Wednesday, February 01, 2006

NYT: State of the press, pretty sorry

Bully Boy gives a speech and the New York Times can't stop drooling. (I hope that's drool.) The paper, of course, had an early version of the speech. They began their pre-coverage last week. They give more attention to the State of the Union speech than they ever give to the . . . state of the union, but then they wouldn't be the live-by-the-official-sources-die-by-the-official-sources New York Times if they didn't.

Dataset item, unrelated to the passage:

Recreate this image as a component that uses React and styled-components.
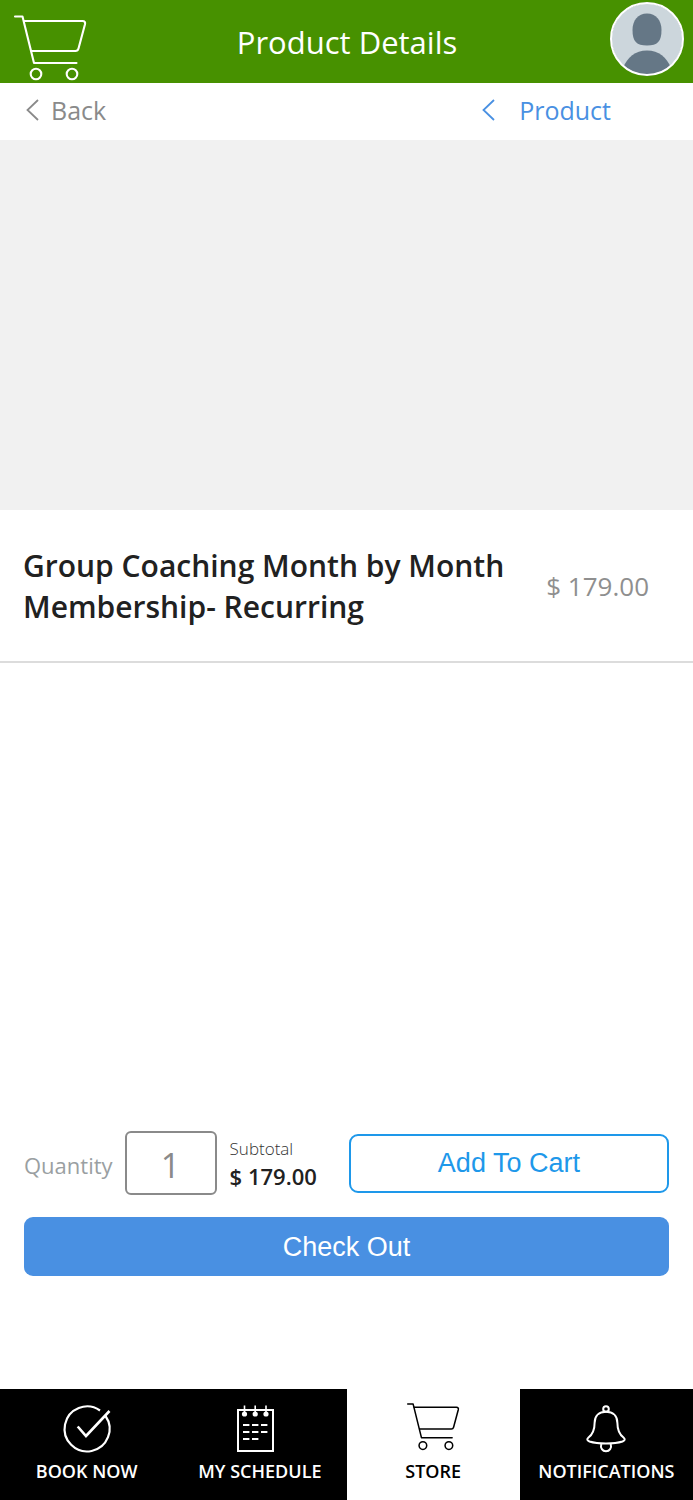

Is any of the coverage necessary? Not really. It's an attempt for reporters to play psychic and toss out their tiny bits of knowledge (if they have more than tiny bits, as we've learned many times over, it's saved for their own books -- they learned the Bob Woodward lesson well). It's a text version of the Sunday Chat & Chews where pompous reporters avoid reporting to strike the so-worldy, so-wise pose. Although in fairness to the Sunday Chat & Chews, it should be noted that by the time Sunday rolls around, the press will have begun poking serious holes in many points and psuedo points the Bully Boy made.

But today it's fawn over Bully Boy -- not just with articles, mind you, but by reproducing the speech in one full page and one half page of transcription. Since the reporters already do such a bang-up job of transcribing unquestioningly, the official transcript seems more than a bit redundant.

"Context" is offered by David E. Sanger, or that's what they've labeled it.

If you want any sort of a critique, go to Alessandra Stanley's "On Camera, Tough Times for President Are Evident." That's the state of "news" today, it takes a TV critic to provide analysis. That's not a slap at Stanley, that's just noting a very sad fact. As always, expect to see some slams from all directions at Stanley.

These are impressions she's writing. She's a TV critic. (That's not an insult to her or the form.)
If you're unhappy with her evaluations (also known as opinions), be more unhappy that they have to import a TV critic into the "hard news" section regularly to offer anything beyond their he-said/she-said.

State of the Press? Pretty damn awful. Again, no slap to Stanley or TV criticism, but it says something really sad about the state of the press that only a TV critic can examine. (Tom Shayles frequently finds himself in the same circumstances at the Washington Post.)

Brandon's e-mailed an article that honestly confuses me. I've got the national edition and it's quite different to the closest approximate that the paper chooses to print. In the print version Sheryl Gay Stolberg's "Alito's Presence Is Reminder Of Bush's Political Muscle" appears to cover similar ground (A18). Online, Stolberg teams with Anne E. Kornblut for "Antiwar Protester Arrested Before Speech, but Her Presence Looms Large." I think the print version contains three additional paragraphs. We'll note the section on Cindy Sheehan, the only thing resembling news in the paper's "hard news" coverage of the State of the Union speech:


But a Democratic congresswoman turned the tables on Mr. Bush by inviting a guest of her own: Cindy Sheehan, the antiwar protester who has dogged Mr. Bush from his Texas ranch to the White House.
Ms. Sheehan's presence loomed large in the House chamber, though she was not there. Capitol Police arrested her before the speech began, ejecting her from the gallery after they discovered her wearing an antiwar T-shirt. A police spokeswoman said Ms. Sheehan was charged with unlawful conduct, a misdemeanor.
The episode sent the Capitol into a tizzy, and the congresswoman who invited Ms. Sheehan, Representative Lynn Woolsey of California, insisted she was not trying to make Mr. Bush uncomfortable. "I didn't see this as a political statement at all," Ms. Woolsey said.


The print version of it is this:

But a Democrat, Representative Lynn Woolsey of California, tried to run the tables on Mr. Bush on Tuesday by inviting Cindy Sheehan, the antiwar protester whose son died in Iraq and who garnered attention last year by demonstrating outside Mr. Bush's ranch in Texas.
The invitation sent the Capitol into a tizzy [C.I. note: It doesn't take much, does it?], and, as the speech was just beginning, a spokesman for Ms. Woolsey said Capitol police had detained Ms. Sheehan and refused her entry to the chamber. Ms. Woolsey, a staunch opponent of the war and a friend of Ms. Sheehan's, said she did not intend to make Mr. Bush uncomfortable.
"I didn't see this as a political statement at all," she said, adding, "The president invites his guests and members of Congress invite theirs, and I'm proud Cindy is my guest."

Not the guest last night, apparently. Bully Boy can't take Cindy Sheehan outside his ranch, she can't take her as one of thousands of faces at a speech. Apparently, he still runs scared from Sheehan. With good reason, she's the reality of what his illegal war has cost the country. And there's a story in that. The paper thinks there's two stories in it (online and in print) but they fail to address any real issues in either.